Yesterday, a female patient with a huge kidney stone called and urged to be seen by my girlfriend. She had been suffering from abdominal pain, and barely could hold it. She had already seen a family practitioner, but he concluded that it must have been the kidney stone. But it wasn’t.
When she entered the consultation room, she described and showed the location of the pain — my girlfriend knew right away that this was NOT the kidney stone.
Then, the patient said something interesting:
“It’s really painful, doctor, I even asked my dad to drive really slowly because of the pain.”
My girlfriend immediately asked a specific, and at the first sight a very non-medical question:
“Did it hurt more when the road was bumpy ?”

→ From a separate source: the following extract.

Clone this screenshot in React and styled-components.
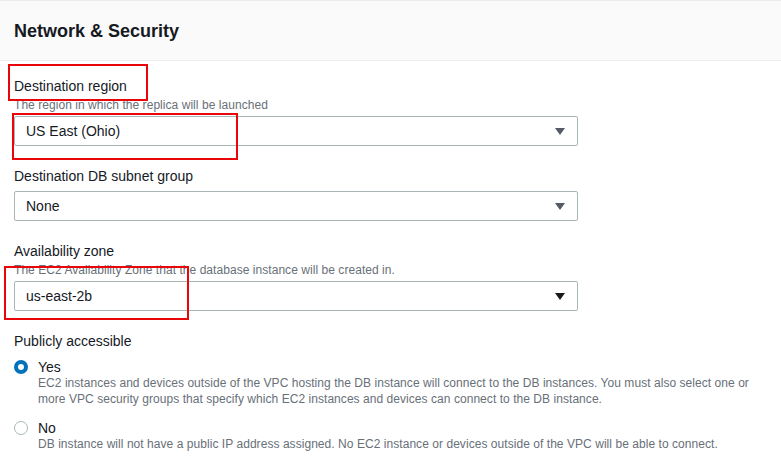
import React from 'react';
import styled, { createGlobalStyle } from 'styled-components';

const GlobalStyle = createGlobalStyle`
  body {
    margin: 0;
    background: #ffffff;
    font-family: "Liberation Sans", Arial, sans-serif;
    color: #16191f;
  }
`;

const Page = styled.div`
  position: relative;
  width: 781px;
  height: 468px;
  overflow: hidden;
  border-top: 1px solid #eaeded;
  box-sizing: border-box;
`;

const Header = styled.div`
  background: #fafafa;
  border-bottom: 1px solid #eaeded;
  height: 59px;
  padding: 0 14px;
  display: flex;
  align-items: center;
`;

const Title = styled.h2`
  margin: 0;
  font-size: 18px;
  font-weight: 700;
  line-height: 22px;
  color: #16191f;
`;

const Body = styled.div`
  padding: 14px 14px 0 14px;
  display: flex;
  flex-direction: column;
  gap: 19px;
`;

const Field = styled.div`
  display: flex;
  flex-direction: column;
`;

const Label = styled.div`
  font-size: 14px;
  line-height: 22px;
  color: #16191f;
`;

const Desc = styled.div`
  font-size: 12px;
  line-height: 16px;
  color: #687078;
  letter-spacing: 0.05px;
`;

const SelectBox = styled.div`
  margin-top: ${p => (p.$tight ? '3px' : '4px')};
  width: 564px;
  height: 30px;
  box-sizing: border-box;
  border: 1px solid #aab7b8;
  border-radius: 2px;
  display: flex;
  align-items: center;
  justify-content: space-between;
  padding: 0 12px 0 11px;
  font-size: 14px;
  color: #16191f;
`;

const Caret = styled.svg`
  width: 10px;
  height: 7px;
  fill: ${p => (p.$dark ? '#16191f' : '#545b64')};
`;

const RadioGroup = styled.div`
  display: flex;
  flex-direction: column;
  gap: 12px;
  margin-top: 6px;
`;

const RadioRow = styled.div`
  display: grid;
  grid-template-columns: 14px 1fr;
  column-gap: 10px;
`;

const RadioDot = styled.span`
  width: 14px;
  height: 14px;
  margin-top: 2px;
  box-sizing: border-box;
  border-radius: 50%;
  background: #ffffff;
  border: ${p => (p.$checked ? '4px solid #0073bb' : '1.5px solid #aab7b8')};
`;

const RadioText = styled.div`
  display: flex;
  flex-direction: column;
`;

const RadioTitle = styled.div`
  font-size: 14px;
  line-height: 18px;
  color: #16191f;
`;

const RadioDesc = styled(Desc)`
  max-width: 725px;
  margin-top: -1px;
`;

const Mark = styled.div`
  position: absolute;
  border: 2px solid #e8060b;
  box-sizing: border-box;
  pointer-events: none;
`;

function Select({ value, dark, tight }) {
  return (
    <SelectBox $tight={tight}>
      <span>{value}</span>
      <Caret $dark={dark} viewBox="0 0 10 7">
        <polygon points="0,0 10,0 5,7" />
      </Caret>
    </SelectBox>
  );
}

export default function App() {
  return (
    <>
      <GlobalStyle />
      <Page>
        <Header>
          <Title>Network &amp; Security</Title>
        </Header>
        <Body>
          <Field>
            <Label>Destination region</Label>
            <Desc>The region in which the replica will be launched</Desc>
            <Select value="US East (Ohio)" tight />
          </Field>
          <Field>
            <Label>Destination DB subnet group</Label>
            <Select value="None" />
          </Field>
          <Field>
            <Label>Availability zone</Label>
            <Desc>The EC2 Availability Zone that the database instance will be created in.</Desc>
            <Select value="us-east-2b" dark tight />
          </Field>
          <Field>
            <Label>Publicly accessible</Label>
            <RadioGroup>
              <RadioRow>
                <RadioDot $checked />
                <RadioText>
                  <RadioTitle>Yes</RadioTitle>
                  <RadioDesc>
                    EC2 instances and devices outside of the VPC hosting the DB instance will connect to the DB instances. You must also select one or more VPC security groups that specify which EC2 instances and devices can connect to the DB instance.
                  </RadioDesc>
                </RadioText>
              </RadioRow>
              <RadioRow>
                <RadioDot />
                <RadioText>
                  <RadioTitle>No</RadioTitle>
                  <RadioDesc>
                    DB instance will not have a public IP address assigned. No EC2 instance or devices outside of the VPC will be able to connect.
                  </RadioDesc>
                </RadioText>
              </RadioRow>
            </RadioGroup>
          </Field>
        </Body>
        <Mark style={{ left: 8, top: 63, width: 140, height: 37 }} />
        <Mark style={{ left: 12, top: 112, width: 226, height: 47 }} />
        <Mark style={{ left: 4, top: 265, width: 185, height: 54 }} />
      </Page>
    </>
  );
}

The patient explained that bumps were the very reason why her dad had to slow down. “Even one single bump made it really hurt !”
During a short and standard specific physical examination in which my girlfriend applied pressure on a specific point on the right-hand side of the patient’s abdomen, and then quickly released the pressure, the patient’s reaction (screaming) spoke volumes.
“You have acute appendicitis. You will need urgent surgery today.”
The patient first refused any kind of surgery on that day, but after Freya had explained that acute appendicitis can be lethal if not treated appropriately, the patient gave in.
After a double-check by a general surgeon, an emergency ultrasound confirmed the diagnosis. The surgeon consequently took over the patient and removed the appendix during surgery not much later. And the problem was solved.